Rimi Sen (born Subhamitra Sen on 21 September 1981) is an Indian actress and producer who appears in Hindi, Telugu, and Bengali films. Sen debuted as child actress in the 1996 Bengali film Damu. She made her debut as a lead actress in 2002, in the Telugu film Nee Thodu Kavali. In 2003, she made her Hindi film debut in the comedy film Hungama for which she was nominated at the Filmfare Awards for Best Female Debut. Subsequently, she appeared in several successful films including Baghban (2003), Dhoom (2004), Garam Masala (2005), Kyon Ki (2005), Phir Hera Pheri (2006) and Golmaal: Fun Unlimited (2006). She also participated in the reality television show Bigg Boss in 2015.

Early life
Sen was born as Subhamitra Sen into a Bengali Baidya family Calcutta, West Bengal.  She graduated with a degree in commerce from the University of Calcutta.

Career

Since childhood, Sen dreamt of becoming an actress. She lived at Jyotish Roy Road, New Alipore, Kolkata with her mother. She did her schooling from Vidya Bharati New Alipore near Mint. After completing her studies, she persuaded her mother to accompany her to Mumbai. She later said that she wasn't encouraged by anyone in her family except by her grandfather. After doing the rounds, she got into ads including one Coca-Cola ad with Aamir Khan.

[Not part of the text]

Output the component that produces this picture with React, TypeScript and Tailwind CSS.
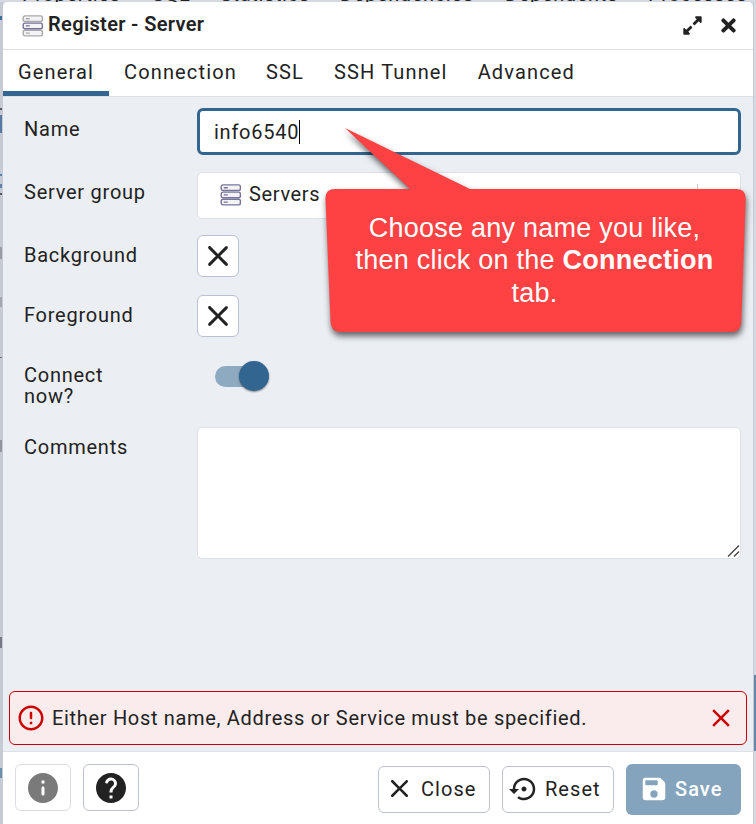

Sen made her debut as a lead actress in the Telugu movie Nee Thodu Kavali. Her debut Hindi film, Vijay Galani's Hungama was released in 2003. It was a comedy film, in which she co-starred with Akshaye Khanna, Aftab Shivdasani and Paresh Rawal.

She followed it with appearances in big-budget movies such as Dhoom (2004), Kyon Ki (2005), Garam Masala (2005) and Golmaal (2006). Sen also did a cameo in the 2006 film Dhoom 2, and she followed it with Johnny Gaddaar, alongside newcomer actor Neil Nitin Mukesh. In 2008, she appeared in De Taali and in 2009, Sankat City and Horn Ok Please. All three of these films were box office disasters. After these films, her career declined.

She further appeared in the films Thank You and Shagird in 2011. Both failed to do well. In 2015, she participated in the reality show Bigg Boss.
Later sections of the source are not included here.